WORK TO DO: In the listing below, find the line with "1 5.5 4 2.5", then repeat exactly every line from the top through that one.
------------------------------
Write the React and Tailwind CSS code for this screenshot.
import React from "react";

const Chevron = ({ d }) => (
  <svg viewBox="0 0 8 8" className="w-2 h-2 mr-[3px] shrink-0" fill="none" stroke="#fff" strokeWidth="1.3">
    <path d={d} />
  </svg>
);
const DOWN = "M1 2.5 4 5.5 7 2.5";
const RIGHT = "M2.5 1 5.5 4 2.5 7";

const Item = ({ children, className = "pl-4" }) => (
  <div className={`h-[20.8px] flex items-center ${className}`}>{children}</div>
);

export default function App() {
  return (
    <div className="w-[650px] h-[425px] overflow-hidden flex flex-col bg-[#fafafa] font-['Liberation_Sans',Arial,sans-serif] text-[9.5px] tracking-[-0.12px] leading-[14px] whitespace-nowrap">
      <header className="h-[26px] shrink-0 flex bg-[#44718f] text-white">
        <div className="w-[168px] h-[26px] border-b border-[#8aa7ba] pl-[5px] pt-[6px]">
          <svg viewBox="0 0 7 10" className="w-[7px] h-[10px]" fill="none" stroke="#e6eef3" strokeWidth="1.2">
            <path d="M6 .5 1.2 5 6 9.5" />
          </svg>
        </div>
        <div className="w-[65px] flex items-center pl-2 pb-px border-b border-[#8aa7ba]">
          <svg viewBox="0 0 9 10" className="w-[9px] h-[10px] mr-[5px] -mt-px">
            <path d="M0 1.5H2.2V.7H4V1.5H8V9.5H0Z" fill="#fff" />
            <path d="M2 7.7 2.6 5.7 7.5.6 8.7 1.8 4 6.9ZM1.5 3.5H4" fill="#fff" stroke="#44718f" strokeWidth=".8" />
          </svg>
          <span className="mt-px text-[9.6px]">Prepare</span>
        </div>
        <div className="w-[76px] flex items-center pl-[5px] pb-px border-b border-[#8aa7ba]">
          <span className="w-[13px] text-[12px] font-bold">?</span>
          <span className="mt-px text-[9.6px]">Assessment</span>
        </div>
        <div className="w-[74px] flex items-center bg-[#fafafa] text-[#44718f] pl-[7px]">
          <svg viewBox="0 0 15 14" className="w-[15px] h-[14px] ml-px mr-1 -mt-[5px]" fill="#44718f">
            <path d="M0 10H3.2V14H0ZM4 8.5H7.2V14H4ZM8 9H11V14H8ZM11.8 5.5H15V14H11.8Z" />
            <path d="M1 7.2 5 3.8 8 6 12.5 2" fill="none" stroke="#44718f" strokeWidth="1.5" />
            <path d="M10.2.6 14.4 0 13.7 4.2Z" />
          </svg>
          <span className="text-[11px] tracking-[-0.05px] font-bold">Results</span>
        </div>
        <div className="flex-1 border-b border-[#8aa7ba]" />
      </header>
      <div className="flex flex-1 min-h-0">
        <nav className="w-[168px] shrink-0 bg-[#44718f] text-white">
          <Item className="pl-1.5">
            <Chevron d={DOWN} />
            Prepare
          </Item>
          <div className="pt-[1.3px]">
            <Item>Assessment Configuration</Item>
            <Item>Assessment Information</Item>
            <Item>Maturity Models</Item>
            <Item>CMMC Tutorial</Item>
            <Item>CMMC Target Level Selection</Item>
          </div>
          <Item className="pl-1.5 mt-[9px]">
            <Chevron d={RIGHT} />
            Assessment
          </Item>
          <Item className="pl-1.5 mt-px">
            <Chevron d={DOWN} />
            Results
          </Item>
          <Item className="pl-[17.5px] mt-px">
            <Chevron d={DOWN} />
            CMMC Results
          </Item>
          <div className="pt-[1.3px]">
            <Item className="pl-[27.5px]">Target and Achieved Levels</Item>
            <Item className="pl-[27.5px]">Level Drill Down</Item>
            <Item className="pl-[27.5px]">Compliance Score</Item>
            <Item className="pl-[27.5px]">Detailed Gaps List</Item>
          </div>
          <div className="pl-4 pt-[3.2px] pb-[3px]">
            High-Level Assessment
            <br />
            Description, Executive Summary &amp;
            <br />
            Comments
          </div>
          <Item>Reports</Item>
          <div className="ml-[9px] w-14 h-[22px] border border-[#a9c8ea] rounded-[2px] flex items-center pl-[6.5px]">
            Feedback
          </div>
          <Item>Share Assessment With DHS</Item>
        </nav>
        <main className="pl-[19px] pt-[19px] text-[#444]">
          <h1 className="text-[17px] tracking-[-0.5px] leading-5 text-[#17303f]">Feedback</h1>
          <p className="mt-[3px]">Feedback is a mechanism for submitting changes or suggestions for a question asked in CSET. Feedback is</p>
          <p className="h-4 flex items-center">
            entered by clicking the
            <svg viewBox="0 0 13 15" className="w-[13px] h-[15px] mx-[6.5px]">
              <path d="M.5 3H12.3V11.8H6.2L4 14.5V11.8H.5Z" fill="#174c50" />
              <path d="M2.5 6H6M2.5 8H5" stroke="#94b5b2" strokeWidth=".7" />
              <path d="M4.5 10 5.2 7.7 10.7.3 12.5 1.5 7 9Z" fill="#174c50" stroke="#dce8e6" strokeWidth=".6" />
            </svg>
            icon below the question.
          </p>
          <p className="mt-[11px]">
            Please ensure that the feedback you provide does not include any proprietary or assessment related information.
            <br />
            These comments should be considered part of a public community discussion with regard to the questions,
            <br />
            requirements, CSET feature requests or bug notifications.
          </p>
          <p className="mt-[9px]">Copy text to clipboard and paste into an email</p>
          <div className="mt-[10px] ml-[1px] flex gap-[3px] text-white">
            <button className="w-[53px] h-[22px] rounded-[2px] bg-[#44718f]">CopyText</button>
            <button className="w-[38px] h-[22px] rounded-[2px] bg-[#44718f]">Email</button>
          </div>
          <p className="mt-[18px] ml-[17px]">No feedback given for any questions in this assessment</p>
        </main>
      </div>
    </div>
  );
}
------------------------------
FINAL RESULT:
Write the React and Tailwind CSS code for this screenshot.
import React from "react";

const Chevron = ({ d }) => (
  <svg viewBox="0 0 8 8" className="w-2 h-2 mr-[3px] shrink-0" fill="none" stroke="#fff" strokeWidth="1.3">
    <path d={d} />
  </svg>
);
const DOWN = "M1 2.5 4 5.5 7 2.5";
const RIGHT = "M2.5 1 5.5 4 2.5 7";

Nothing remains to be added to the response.